Less groundbreaking, yet still pretty risky television from the 70s was The Dean Martin Celebrity Roasts. In the early 1970s, as Dean Martin’s Variety Show was winding down on NBC, the show retooled itself to become a weekly roast of a celebrity — mainly one of Dino’s old Hollywood pals. The weekly roasts were filmed in front of a studio audience, lucky fans that got to sit and watch movie stars and athletes smoke and get liquored up, especially Martin.

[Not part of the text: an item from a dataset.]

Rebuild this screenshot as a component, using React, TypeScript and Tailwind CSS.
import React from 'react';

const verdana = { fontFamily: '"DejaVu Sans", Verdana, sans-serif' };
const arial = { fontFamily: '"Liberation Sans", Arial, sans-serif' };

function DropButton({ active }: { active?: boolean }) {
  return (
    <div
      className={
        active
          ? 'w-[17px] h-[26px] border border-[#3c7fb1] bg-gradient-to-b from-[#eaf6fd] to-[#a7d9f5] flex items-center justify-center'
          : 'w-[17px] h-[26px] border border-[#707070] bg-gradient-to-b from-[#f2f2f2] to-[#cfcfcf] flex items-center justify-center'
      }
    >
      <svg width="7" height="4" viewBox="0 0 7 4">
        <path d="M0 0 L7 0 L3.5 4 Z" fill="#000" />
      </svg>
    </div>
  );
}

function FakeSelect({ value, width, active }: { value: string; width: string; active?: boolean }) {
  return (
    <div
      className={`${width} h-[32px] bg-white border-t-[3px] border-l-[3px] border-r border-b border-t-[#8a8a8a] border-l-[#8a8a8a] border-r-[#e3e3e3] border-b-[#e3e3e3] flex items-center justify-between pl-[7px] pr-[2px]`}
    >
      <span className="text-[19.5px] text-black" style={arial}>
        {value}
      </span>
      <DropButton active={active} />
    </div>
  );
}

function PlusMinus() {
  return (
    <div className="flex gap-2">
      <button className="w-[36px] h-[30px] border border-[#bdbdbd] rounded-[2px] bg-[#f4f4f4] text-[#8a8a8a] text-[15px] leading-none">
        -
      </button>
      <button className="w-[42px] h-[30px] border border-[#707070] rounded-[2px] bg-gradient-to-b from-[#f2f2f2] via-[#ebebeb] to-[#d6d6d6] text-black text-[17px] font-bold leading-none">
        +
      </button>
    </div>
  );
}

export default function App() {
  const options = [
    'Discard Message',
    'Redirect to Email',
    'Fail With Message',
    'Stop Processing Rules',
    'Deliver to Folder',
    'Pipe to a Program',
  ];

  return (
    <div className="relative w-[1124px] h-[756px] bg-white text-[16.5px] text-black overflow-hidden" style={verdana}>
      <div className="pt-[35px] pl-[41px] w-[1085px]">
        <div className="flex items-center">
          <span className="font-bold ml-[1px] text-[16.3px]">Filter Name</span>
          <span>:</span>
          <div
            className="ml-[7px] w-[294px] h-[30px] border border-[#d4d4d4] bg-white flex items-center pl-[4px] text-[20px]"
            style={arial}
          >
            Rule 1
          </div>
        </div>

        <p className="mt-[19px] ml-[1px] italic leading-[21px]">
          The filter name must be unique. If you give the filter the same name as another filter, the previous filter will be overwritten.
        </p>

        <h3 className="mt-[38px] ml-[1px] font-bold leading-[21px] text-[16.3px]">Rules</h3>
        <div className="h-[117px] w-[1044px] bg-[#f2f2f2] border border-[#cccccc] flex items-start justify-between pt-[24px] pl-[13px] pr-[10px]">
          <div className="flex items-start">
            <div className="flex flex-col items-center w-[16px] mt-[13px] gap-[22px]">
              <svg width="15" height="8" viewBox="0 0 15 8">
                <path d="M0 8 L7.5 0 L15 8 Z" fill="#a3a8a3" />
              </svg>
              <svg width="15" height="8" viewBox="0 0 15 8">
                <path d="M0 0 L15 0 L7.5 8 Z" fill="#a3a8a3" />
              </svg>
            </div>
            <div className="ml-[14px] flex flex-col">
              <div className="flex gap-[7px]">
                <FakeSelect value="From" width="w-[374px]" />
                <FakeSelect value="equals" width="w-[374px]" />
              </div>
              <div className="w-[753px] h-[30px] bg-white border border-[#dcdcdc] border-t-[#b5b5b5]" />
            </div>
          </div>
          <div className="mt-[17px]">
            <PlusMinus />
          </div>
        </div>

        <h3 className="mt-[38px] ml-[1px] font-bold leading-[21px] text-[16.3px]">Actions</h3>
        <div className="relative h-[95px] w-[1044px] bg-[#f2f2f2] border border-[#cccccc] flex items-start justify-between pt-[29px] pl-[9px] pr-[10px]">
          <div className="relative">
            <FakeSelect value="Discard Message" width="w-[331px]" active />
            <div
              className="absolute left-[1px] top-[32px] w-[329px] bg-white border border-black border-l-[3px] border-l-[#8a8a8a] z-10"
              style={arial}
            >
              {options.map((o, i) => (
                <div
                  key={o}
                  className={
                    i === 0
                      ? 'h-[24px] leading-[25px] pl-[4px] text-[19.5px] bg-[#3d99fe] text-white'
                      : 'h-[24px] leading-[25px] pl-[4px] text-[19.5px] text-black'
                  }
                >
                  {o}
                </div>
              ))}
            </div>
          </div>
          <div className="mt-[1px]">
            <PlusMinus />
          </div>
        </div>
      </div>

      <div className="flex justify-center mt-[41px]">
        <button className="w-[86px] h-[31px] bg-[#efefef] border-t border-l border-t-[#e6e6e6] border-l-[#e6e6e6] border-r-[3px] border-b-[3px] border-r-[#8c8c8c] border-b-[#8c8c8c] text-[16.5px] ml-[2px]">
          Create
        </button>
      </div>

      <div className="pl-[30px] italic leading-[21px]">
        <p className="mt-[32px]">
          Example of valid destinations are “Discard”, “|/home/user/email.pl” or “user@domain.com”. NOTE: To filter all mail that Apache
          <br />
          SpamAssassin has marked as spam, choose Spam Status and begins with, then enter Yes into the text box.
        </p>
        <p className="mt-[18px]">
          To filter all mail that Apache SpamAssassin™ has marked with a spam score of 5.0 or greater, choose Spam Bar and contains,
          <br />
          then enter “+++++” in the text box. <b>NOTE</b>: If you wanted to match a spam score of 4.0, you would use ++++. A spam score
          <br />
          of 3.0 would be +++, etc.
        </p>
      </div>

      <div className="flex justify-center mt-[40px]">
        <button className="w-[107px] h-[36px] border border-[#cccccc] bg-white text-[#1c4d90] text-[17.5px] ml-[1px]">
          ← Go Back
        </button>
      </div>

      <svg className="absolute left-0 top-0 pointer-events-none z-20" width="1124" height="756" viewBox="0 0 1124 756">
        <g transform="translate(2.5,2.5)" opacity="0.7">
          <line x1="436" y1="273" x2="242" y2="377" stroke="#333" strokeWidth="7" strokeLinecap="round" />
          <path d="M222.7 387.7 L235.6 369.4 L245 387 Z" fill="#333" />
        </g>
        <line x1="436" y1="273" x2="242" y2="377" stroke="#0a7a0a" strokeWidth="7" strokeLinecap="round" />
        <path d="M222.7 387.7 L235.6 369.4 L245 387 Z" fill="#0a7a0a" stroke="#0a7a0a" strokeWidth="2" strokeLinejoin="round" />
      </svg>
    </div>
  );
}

Star Vista and Time Life video now collect all 54 of these celebrity roasts for the first time. The humor in the roasts is most definitely non-PC. In fact, there’s a warning on each DVD stating that some of the ”off-color” humor aired on TV before such humor was considered in poor-taste.
The best of these roasts are the episodes featuring the old school Hollywood crowd, as opposed to some of the athletes featured during its run. Watching Martin, Frank Sinatra, Sammy Davis, Jr, Johnny Carson, Bob Hope and their like making fun of each other is contagious. Equally funny are the obvious cut-away shots of stars laughing that come from different points in filming. I swear that in one episode the producers cut to the same shot of Phyllis Diller laughing throughout the hour.
This collection contains over 40 hours of comedy and includes plenty of bonus features. 34 former roast participants, production personal, critics and fans were interviewed for the many featurettes on the DVD’s. Some of those people include Don Rickles, Carol Burnett, Rich Little, Tim Conway and Angie Dickinson. The collection comes in a massive 25-disc DVD set, and it includes seven episodes of The Dean Martin Variety Show, four classic Dean Martin TV Specials including Dean’s Place and Red Hot Scandals of 1926, featuring Dean and friends, and a 44-page collector’s book.
For your parents, who may recall watching the Celebrity Roasts when they originally aired, this is a great way to relive the past. For anyone who is a student of television, this collection is a great artifact of a bygone era. And for anyone who just likes to laugh, this collection is a good way to tickle the funny bone.